The principle object of Iaido is to master the way of the sword through repetitious training of techniques. At Kenbukan Iai-Do, we implement an essential element known as Sei & Do we referred to as Sei-Do in our training. Sei-Do roughly translates to "Silent Movement". Precise movement in drawing sword is taught to reduce sound, therefore reducing resistance. Minimal resistance promotes more control and speed which are most essential elements in drawing the sword. At Kenbukan Iai-Do, Sei-Do is emphasized with utmost importance.

Shin Gi Tai  (心 技 体 Training Emphasis

The practical and philosophical goal of all Budo arts is to bring the spirit, the mind, and the body together into one essence, known as Shin-Gi-Tai. Shin represents mind, heart and good spirit – practitioners should always be aware of what they are doing and consider the approach to the techniques. Shin can also mean spirit (i.e. ‘fighting’ spirit) that that is evident in our training. Gi represents skill, knowledge and experience – striving to perfect techniques in order to be able to perform them effectively and without hesitation. Tai represents the body and physical effort – taking every movement and making it part of the whole body in order to maximize its effectiveness. Maintaining healthy bodies enables rigorous practice and adaptability to changing situations.

Mastery of Budo, and the creation of this one essence, does not come easily overnight, or even in several years.

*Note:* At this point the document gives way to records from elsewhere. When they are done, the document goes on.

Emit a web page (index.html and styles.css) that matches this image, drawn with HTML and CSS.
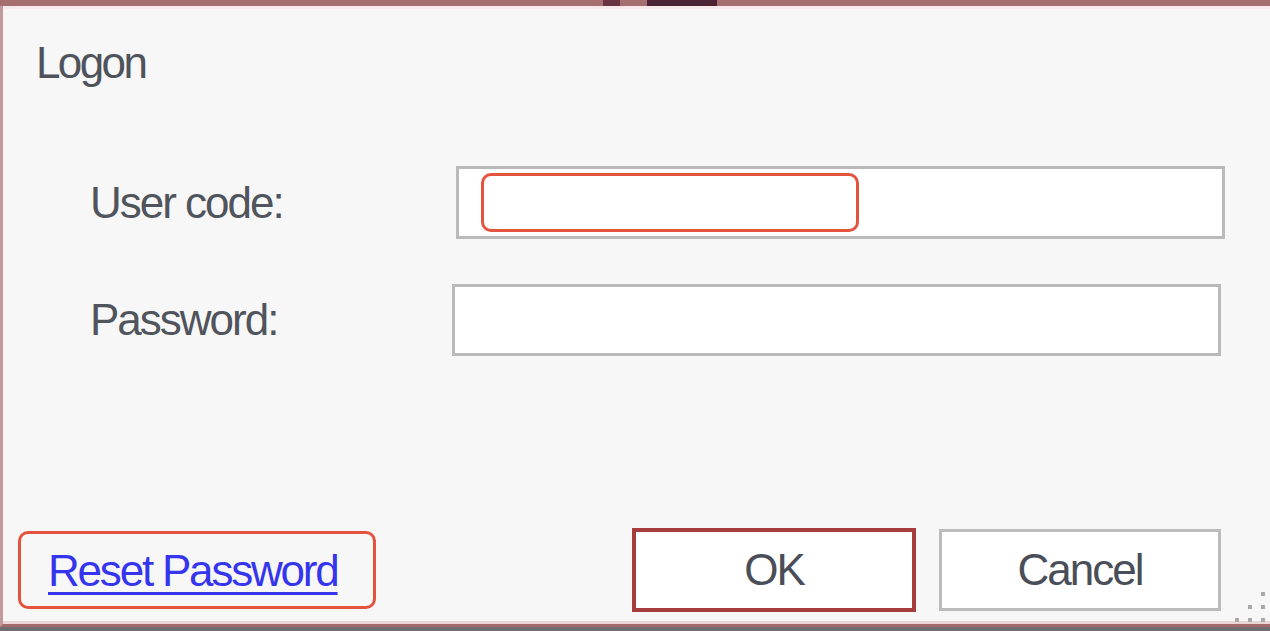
FILE: index.html
```html
<!DOCTYPE html>
<html lang="en">
<head>
    <meta charset="UTF-8">
    <meta name="viewport" content="width=device-width, initial-scale=1.0">
    <title>Logon</title>
    <link rel="stylesheet" href="styles.css">
</head>
<body>
    <div class="frame-edge"></div>
    <div class="window">
        <h1 class="title">Logon</h1>

        <form class="logon-form" onsubmit="return false;">
            <div class="field">
                <label for="user_code">User code:</label>
                <div class="text-box" id="user_code">
                    <span class="mark"></span>
                </div>
            </div>
            <div class="field">
                <label for="password">Password:</label>
                <div class="text-box text-box--pw" id="password"></div>
            </div>
        </form>

        <div class="footer">
            <div class="mark mark--link">
                <a href="#" class="reset-link">Reset Password</a>
            </div>
            <div class="buttons">
                <button type="submit" class="btn btn--default">OK</button>
                <button type="button" class="btn">Cancel</button>
            </div>
        </div>

        <svg class="grip" width="34" height="34" viewBox="0 0 34 34">
            <rect x="27" y="2" width="4" height="4" fill="#a9a9a9"/>
            <rect x="14" y="15" width="4" height="4" fill="#a9a9a9"/>
            <rect x="27" y="15" width="4" height="4" fill="#a9a9a9"/>
            <rect x="1" y="28" width="4" height="4" fill="#a9a9a9"/>
            <rect x="14" y="28" width="4" height="4" fill="#a9a9a9"/>
            <rect x="27" y="28" width="4" height="4" fill="#a9a9a9"/>
        </svg>
    </div>
</body>
</html>
```

FILE: styles.css
```css
/* General Reset */
* {
    margin: 0;
    padding: 0;
    box-sizing: border-box;
}

body {
    font-family: 'Liberation Sans', Arial, sans-serif;
    background-color: #6f6f72;
    color: #4f535c;
    width: 1270px;
    height: 631px;
    overflow: hidden;
}

/* reddish frame along the top, with the darker spots of the window above */
.frame-edge {
    height: 6px;
    background: linear-gradient(to right,
        #a66e6e 0 603px,
        #6a3442 603px 620px,
        #a66e6e 620px 647px,
        #4c2334 647px 717px,
        #a66e6e 717px);
}

.window {
    position: relative;
    height: 621px;
    display: flex;
    flex-direction: column;
    padding: 35px 49px 12px 15px;
    background-color: #f7f7f7;
    border-left: 3px solid #c29a9a;
    border-bottom: 3px solid #a46a6a;
    box-shadow: inset 0 3px #f8eaea, inset 0 -3px #ead6d6;
}

.title {
    margin-left: 18px;
    font-size: 44px;
    font-weight: normal;
    line-height: 44px;
    letter-spacing: -2.6px;
    color: #4f535c;
}

.logon-form {
    margin: 81px 0 0 72px;
    display: flex;
    flex-direction: column;
    gap: 45px;
}

.field {
    display: grid;
    grid-template-columns: 366px 769px;
    align-items: center;
}

label {
    font-size: 44px;
    line-height: 44px;
    letter-spacing: -2px;
    color: #50545c;
}

.text-box {
    width: 769px;
    height: 73px;
    padding: 4px 0 0 22px;
    background-color: #ffffff;
    border: 3px solid #bababa;
}

.text-box--pw {
    height: 72px;
    margin-left: -4px;
}

/* red annotation boxes */
.mark {
    display: block;
    width: 378px;
    height: 59px;
    border: 3px solid #e4533f;
    border-radius: 10px;
}

.mark--link {
    width: 358px;
    height: 78px;
    padding: 0 0 0 27px;
    display: flex;
    align-items: center;
}

.footer {
    margin-top: auto;
    display: flex;
    justify-content: space-between;
    align-items: center;
}

.reset-link {
    font-size: 44px;
    line-height: 44px;
    letter-spacing: -2.2px;
    color: #3535ee;
    text-decoration: underline;
    text-decoration-thickness: 3px;
    text-underline-offset: 6px;
    margin-top: 2px;
}

.buttons {
    display: flex;
    align-items: center;
    gap: 23px;
}

.btn {
    width: 282px;
    height: 82px;
    font-family: inherit;
    font-size: 44px;
    letter-spacing: -2px;
    color: #4a4e58;
    background-color: #ffffff;
    border: 3px solid #bcbcbc;
}

.btn--default {
    width: 284px;
    height: 84px;
    border: 4px solid #a63c3c;
}

.grip {
    position: absolute;
    right: 2px;
    bottom: 0;
}
```
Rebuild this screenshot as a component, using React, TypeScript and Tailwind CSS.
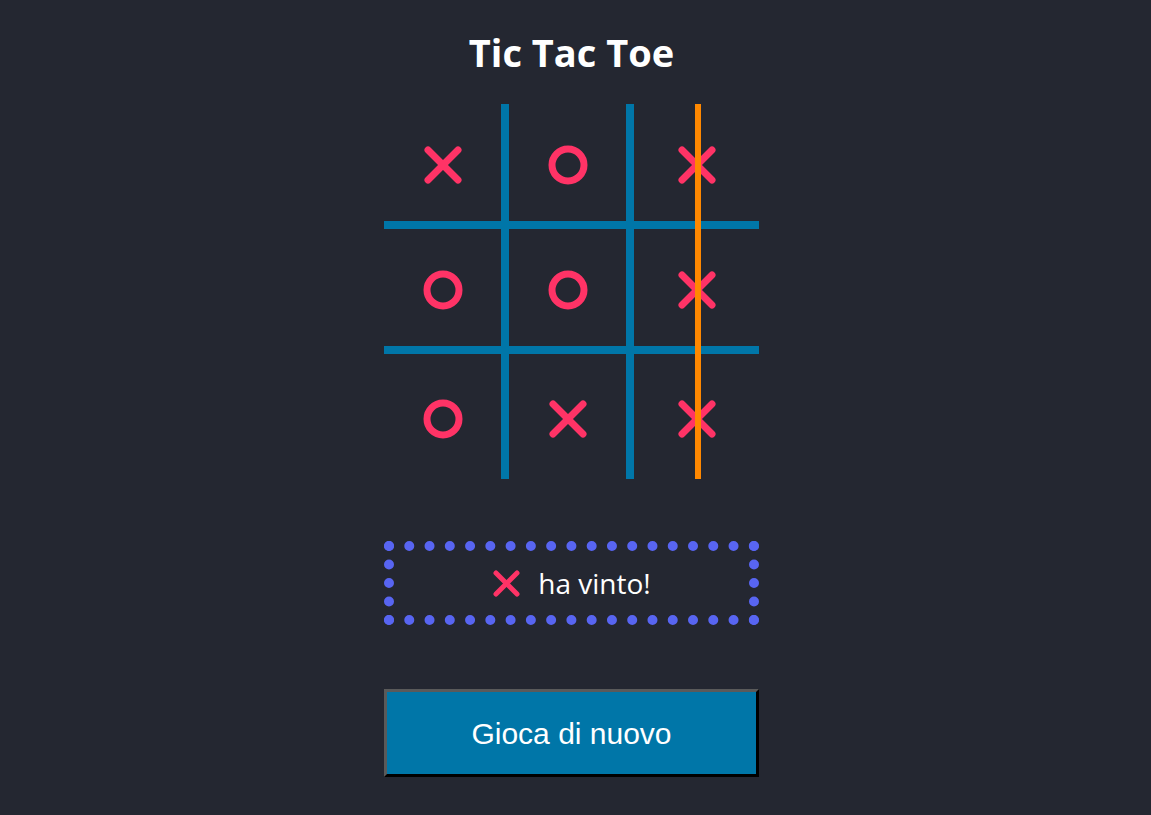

Repetitive training, year after year, fosters consistency, which fosters harmony between these elements. Furthermore, the body cannot be concentrated without also equally concentrating the mind. Harmony cannot be achieved if there is an uneven balance between training of the mind, of the spirit, and of the body. Conditioning the body to the precise execution of intricate martial art movements requires great physical effort and concentration of will. Budo training emphasizes defeating one's own weakness and persevering through discouragement, disciplining our minds and emotions in the face of fear or uncertainty, and analyzing the meaning of committing whole-heartedly to a path until success is secured.

Ultimately, with successful training and great effort, the art of higher living, the Shin-Gi-Tai harmony, will be attained.